Disruptive Innovation in Government

Despite the evidence in commerce and industry, very little has been explored as to how this concept could apply to innovation in Government. I believe that disruptive innovation can thrive in Government. Creating the conditions for disruption will first require policymakers to view the Government as a series of markets that can promote more efficient, adaptable and less expensive public services. In order to cope with irrelevant and obsolete disruptive innovations, the Government will have to use nimble technology to challenge legacy large complex processes and systems used by Government departments and challenge their status quo.

Indeed, the ‘players’ more likely to help the Government will most often be small businesses at a local level, especially those SMEs which specialise in web-based technology and have a passion for customer service. Over time, given the opportunity and incentives, they will challenge the traditional well-embedded legacy technology and help to unravel centralised silo-driven Whitehall department bureaucracy.

Disruptive innovation is unlikely to come from the traditional management structures of Government or local authorities. Their way of operation and distribution channels does not allow or incentivise them to disrupt traditional methods. Take for example Ford and Chrysler developing electric cars in early 1990s. These companies were firmly positioned in the gasoline market and it was unlikely they would come up with a commercially disruptive technological solution. In the end, non-traditional manufacturers like Tesla overtook these traditional markers.

Case Study on disruptive innovation

According to a Which? Magazine report, HSBC’s First Direct subsidiary, which offers Internet, mobile and phone banking to its clients, always scores highly on excellence in customer experience and according to its CEO, their way of achieving this is to see the world from the customer’s point of view. When it was set up in 1989 by Midland Bank, it was one of the first entrants to the ‘no-branch’ banking business model. It was disruptive innovation that got First Direct going and it is a credit to HSBC to keep the independent model going.

Consider these practical ways of achieving these goals using a disruptive innovation hub.

Disruptive innovation hubs

Each LEP should create a disruptive innovation hub in partnership with local technology SMEs (Small to Medium sized Enterprises).

They will involve three main stages:

  1. Disruptive idea generation: The role will be to find out a disruptive hypothesis (defined by Luke Williams as ‘an intentionally unreasonable statement that gets your thinking flowing in a different direction’). This can get policy makers thinking in radically different directions and asking ‘what if’ would be essential. The idea generation should come from members of the hub and as such it should be a wider group of people from the community and local businesses with passion for customer service and technological bias. I propose that membership of the hub should not exceed 10 to keep it nimble.
  2. Disruptive idea development: Each hub would create a technology innovation register of no more than five projects, which they believe could radically change the service offering and achieve significant cost savings or economic benefits to local citizens
  3. Disruptive idea commercialisation: Each LEP Board should select the best small-scale disruptive innovation. I recommend offering equity stakes to the SMEs who participated in the hub and development of the product which can be funded by Central Government or Local Authority funding.
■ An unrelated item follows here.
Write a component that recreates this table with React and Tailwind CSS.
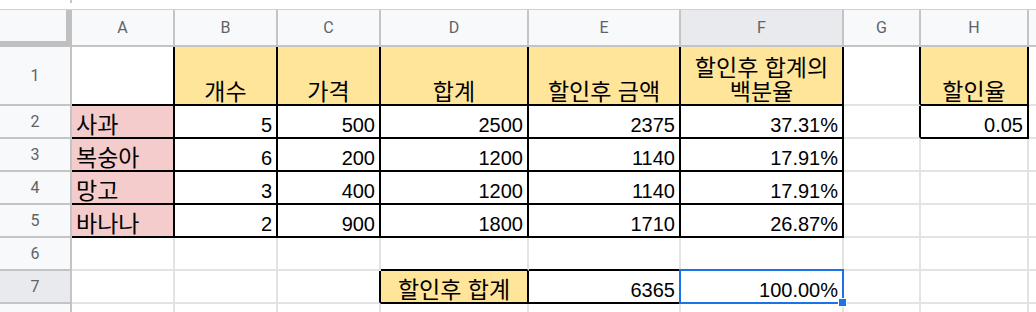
import React from 'react';
import clsx from 'clsx';

const Y = 'bg-[#ffe599]';
const P = 'bg-[#f4cccc]';

const LETTERS = ['A', 'B', 'C', 'D', 'E', 'F', 'G', 'H', ''];

// Hangul renders a touch larger than the digits in the sheet
const K = ({ children }) => <span className="text-[23px] leading-[23px]">{children}</span>;

// one entry per cell A..I; r / b = black right / bottom edge
const ROWS = [
  [
    { r: 1, b: 1 },
    { t: <K>개수</K>, a: 'c', bg: Y, r: 1, b: 1 },
    { t: <K>가격</K>, a: 'c', bg: Y, r: 1, b: 1 },
    { t: <K>합계</K>, a: 'c', bg: Y, r: 1, b: 1 },
    { t: <K>할인후 금액</K>, a: 'c', bg: Y, r: 1, b: 1 },
    { t: (<div className="text-center text-[23px] leading-[24px]">할인후 합계의<br />백분율</div>), a: 'c', bg: Y, r: 1, b: 1 },
    { r: 1 },
    { t: <K>할인율</K>, a: 'c', bg: Y, r: 1, b: 1 },
    {},
  ],
  [
    { t: <K>사과</K>, a: 'l', bg: P, r: 1, b: 1 },
    { t: '5', a: 'r', r: 1, b: 1 },
    { t: '500', a: 'r', r: 1, b: 1 },
    { t: '2500', a: 'r', r: 1, b: 1 },
    { t: '2375', a: 'r', r: 1, b: 1 },
    { t: '37.31%', a: 'r', r: 1, b: 1 },
    { r: 1 },
    { t: '0.05', a: 'r', r: 1, b: 1 },
    {},
  ],
  [
    { t: <K>복숭아</K>, a: 'l', bg: P, r: 1, b: 1 },
    { t: '6', a: 'r', r: 1, b: 1 },
    { t: '200', a: 'r', r: 1, b: 1 },
    { t: '1200', a: 'r', r: 1, b: 1 },
    { t: '1140', a: 'r', r: 1, b: 1 },
    { t: '17.91%', a: 'r', r: 1, b: 1 },
    {},
    {},
    {},
  ],
  [
    { t: <K>망고</K>, a: 'l', bg: P, r: 1, b: 1 },
    { t: '3', a: 'r', r: 1, b: 1 },
    { t: '400', a: 'r', r: 1, b: 1 },
    { t: '1200', a: 'r', r: 1, b: 1 },
    { t: '1140', a: 'r', r: 1, b: 1 },
    { t: '17.91%', a: 'r', r: 1, b: 1 },
    {},
    {},
    {},
  ],
  [
    { t: <K>바나나</K>, a: 'l', bg: P, r: 1, b: 1 },
    { t: '2', a: 'r', r: 1, b: 1 },
    { t: '900', a: 'r', r: 1, b: 1 },
    { t: '1800', a: 'r', r: 1, b: 1 },
    { t: '1710', a: 'r', r: 1, b: 1 },
    { t: '26.87%', a: 'r', r: 1, b: 1 },
    {},
    {},
    {},
  ],
  [{}, {}, {}, { b: 1 }, { b: 1 }, { b: 1 }, {}, {}, {}],
  [
    {},
    {},
    { r: 1 },
    { t: <K>할인후 합계</K>, a: 'c', bg: Y, r: 1, b: 1 },
    { t: '6365', a: 'r', r: 1, b: 1 },
    { t: '100.00%', a: 'r', r: 1, b: 1, sel: 1 },
    {},
    {},
    {},
  ],
  [{}, {}, {}, {}, {}, {}, {}, {}, {}],
];

function Cell({ t, a, bg, r, b, sel }) {
  return (
    <div
      className={clsx(
        'relative flex items-end border-r-2 border-b-2 whitespace-nowrap text-[20px] leading-[23px] text-black',
        a === 'r' && 'justify-end pr-[4px]',
        a === 'l' && 'justify-start pl-[4px]',
        a === 'c' && 'justify-center',
        bg || 'bg-white',
        r ? 'border-r-black' : 'border-r-[#e2e3e3]',
        b ? 'border-b-black' : 'border-b-[#e2e3e3]'
      )}
    >
      {t}
      {sel ? (
        <>
          <div className="absolute -left-[2px] -top-[2px] -right-[2px] -bottom-[2px] z-10 border-2 border-[#1a73e8]" />
          <div className="absolute -right-[5px] -bottom-[5px] z-20 w-[9px] h-[9px] bg-[#1a73e8] border border-white" />
        </>
      ) : null}
    </div>
  );
}

export default function App() {
  return (
    <div
      className="w-[1036px] h-[312px] overflow-hidden bg-white"
      style={{ fontFamily: '"Liberation Sans", "Noto Sans CJK KR", Arial, sans-serif' }}
    >
      {/* remains of the formula bar */}
      <div className="h-[10px] border-b border-[#d0d0d0] flex">
        <div className="w-[70px] h-[3px]" />
        <div className="w-[2px] h-[3px] bg-[#c8c8c8]" />
      </div>

      <div className="grid grid-cols-[72px_103px_103px_103px_148px_152px_163px_77px_108px_100px] grid-rows-[37px_59px_33px_33px_33px_33px_33px_33px_33px]">
        {/* column headers */}
        <div className="bg-[#f8f9fa] border-r-[6px] border-b-[6px] border-[#c0c0c0]" />
        {LETTERS.map((l, j) => (
          <div
            key={j}
            className={clsx(
              'flex items-center justify-center border-r-2 border-b-2 border-[#c4c4c4] text-[16px] text-[#5f6368] font-["Roboto"]',
              l === 'F' ? 'bg-[#e8eaed]' : 'bg-[#f8f9fa]'
            )}
          >
            {l}
          </div>
        ))}

        {ROWS.map((row, i) => (
          <React.Fragment key={i}>
            <div
              className={clsx(
                'flex items-center justify-center border-r-2 border-b-2 border-[#c4c4c4] text-[16px] text-[#5f6368] font-["Roboto"]',
                i === 6 ? 'bg-[#e8eaed]' : 'bg-[#f8f9fa]'
              )}
            >
              {i < 7 ? i + 1 : ''}
            </div>
            {row.map((c, j) => (
              <Cell key={j} {...c} />
            ))}
          </React.Fragment>
        ))}
      </div>
    </div>
  );
}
Pilot Study: Example of a Public Sector Disruptive innovation: Creation of i-County Councils 

I propose the creation of an i-County Council, a stand-alone subsidiary of the existing local authorities with a budget and commercial revenue making opportunities. The model is similar to HSBC Bank’s independent First Direct subsidiary. They will be run as independent commercial subsidiaries whose management should build commercial partnership with small tech companies to develop disruptive innovative products.

The i-County Council will communicate solely by electronic methods with its local citizens. They should be tasked to come up with ideas to develop a range of apps for hand-held devices to communicate the status of public services. Each citizen will have a secure area within the web portal (a ‘dashboard’), which will be a ‘one stop shop’ to manage services such as council services, local health services, security, community services, retail opportunities etc. and this will aim to create a local community. This may involve creation of a tailored dashboard for citizens (e.g. health records, council services, local businesses) in a secure environment using artificial intelligence.

The i-County Council will have arms-length agreements with the parent (Local Authority or County Council) and they will have the ability to buy services from other neighbouring local authorities, if deemed economically viable.

Conclusion

In July 2015, George Osborne launched his spending review with £20bn cuts of Whitehall budgets with unprotected departments to draw plans to reduce 25% to 40% of their budget.

Such targets tend to be met with deep scepticism by the civil servants charged with actually figuring out how to do this. To get more for less requires doing things differently. This entails new business models, new entrants, new technologies, and the willingness to reduce or phase out existing practices. Disruptive Innovation offers a way accomplish this goal and, in the process, transform public services.